Agnico-Eagle Mines‘ (AGE-T) financial recovery has stumbled slightly and the company has posted a loss of US$300,000 (or nil per share) on revenue of US$20.8 million during the first three months of 2001.
During the same period in 2000, the company lost US$3.5 million (6 per share) on revenue of US$11.5 million. Operating cash flow increased to US$5.9 million this year, up from a year-ago negative cash flow of US$2.8 million.
In 2000, the company lost US$5.2 million (9 per share) on mining revenue of US$67 million, compared with a 1999 loss of US$16.5 million (31 per share) on revenue of US$25.6 million. Things looked a bit brighter at the end of 2000, when the company (at long last) posted a profit of US$3.1 million (6 per share) on revenue of US$28.4 million in the fourth quarter.
During the latest quarter, Agnico-Eagle’s LaRonde mine in Quebec produced 56,623 oz. gold (an increase of more than 74% on 32,500 oz. a year earlier,), 634 oz. silver (141 oz. a year earlier), 33.3 million lbs. zinc (5.2 million lbs.) and 927,000 lbs. copper (1.3 million lbs.).
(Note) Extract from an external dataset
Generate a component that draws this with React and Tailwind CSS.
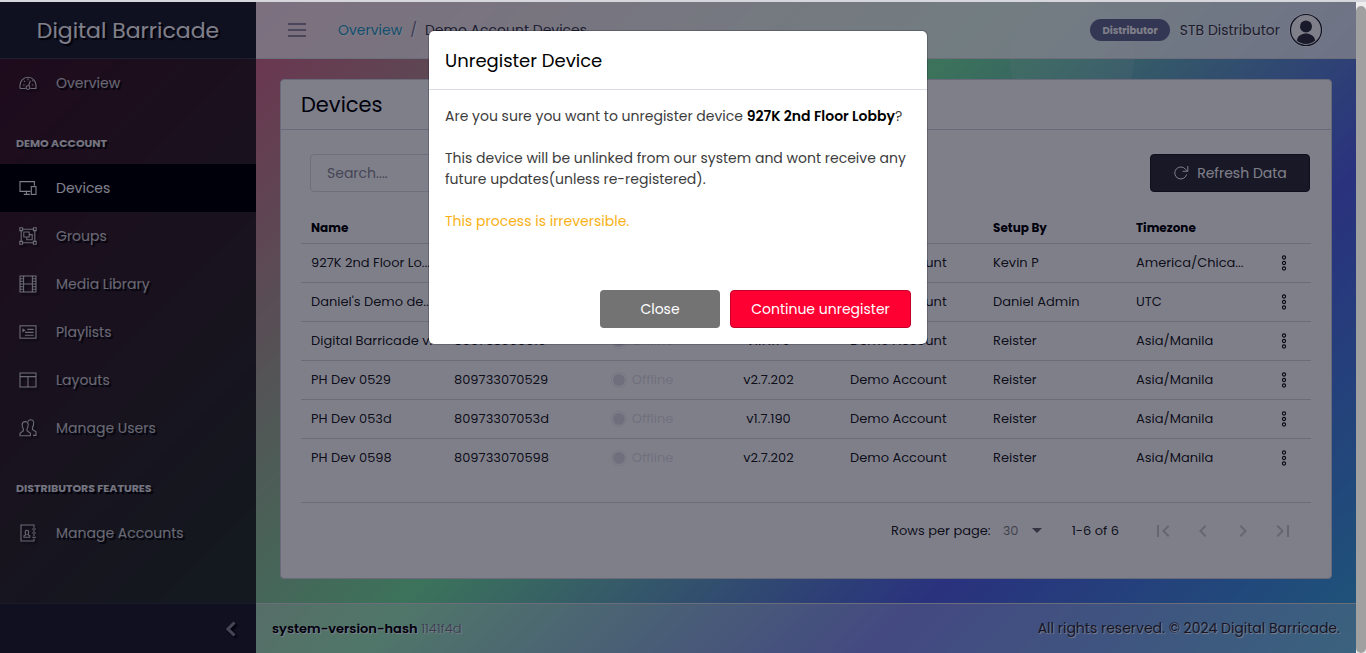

Cash costs fell 55% to US$127 per oz. gold. Year-2001 production is pegged at just less than 230,000 oz. gold at less than US$150 per oz.
LaRonde is now running at the newly expanded design rate of 5,000 tons per day. Shafts 1 and 2 have been closed and all ore is now mined from the new, 7,380-ft. Penna shaft. The company expects to wrap up a study of the feasibility of ramping up to a rate of 7,000 tons per day in May. A decision will follow by mid-year.
“The successful expansion at LaRonde has resulted in a dramatic improvement in the fundamentals of our business in the last year,” says Sean Boyd, Agnico’s president and CEO. “Although we have clearly demonstrated LaRonde’s solid operating credentials, we are not yet finished building value at LaRonde. We are now focused on optimizing the LaRonde operations and moving forward on a further expansion of our daily production rate.”
On the exploration front, four drills were running in the Penna shaft at the end of the recent quarter. One rig was focussed on delineation drilling in the upper part of the mine, while the other continued with exploration.
On level 152, drilling focussed on resource conversion to the west. On level 170, drilling aimed at defining the eastern limit of the deposit. On level 160, the deep drill program continued.
Exploration drilling and development resumed on the adjoining El Coco property from the original level-20 exploration drift. Previous holes are being extended on to El Coco and underground holes are planned to test unexplored areas of the property. A five-hole, 6,900-ft. surface program has also begun on El Coco. The holes are aimed at the volcanic-sedimentary contact that hosts the LaRonde mine’s Zone 20 South.
Initial results include 3 ft. averaging 0.08 oz. gold per ton. This hole cut quartz veining and sulphide mineralization with a small speck of visible gold at a depth of 750 ft. below surface. Agnico says the hole confirms the potential of for an extension of the Zone 20 South horizon.
LaRonde’s proven and probable reserves now stand at 33.7 million tons grading 0.1 oz. gold per ton (or 30.6 tonnes of 3.43 grams gold per tonne), 2.34 oz. silver, 0.32% copper and 4.4% zinc, equivalent to 3.3 million contained ounces gold.
Additional resources below these reserves total 25.4 million tons of 0.18 oz. gold, 0.85 oz. silver, 0.73% copper and 0.41% zinc, for 4.5 million contained ounces gold. These resources have been calculated to 9,900 ft. below surface, where the deposit remains open in all directions (T.N.M. Mar., 5-11).
As planned, US$7.5 million was drawn under the company’s revolving bank facility in the first quarter and a dividend of $0.02 per share was paid to the company’s shareholders in March.
At the end of March, Agnico-Eagle had cash and equivalents of US$14.1 million. This was unchanged from the end of 2000. Working capital increased to US$23.4 million from $18.9 million.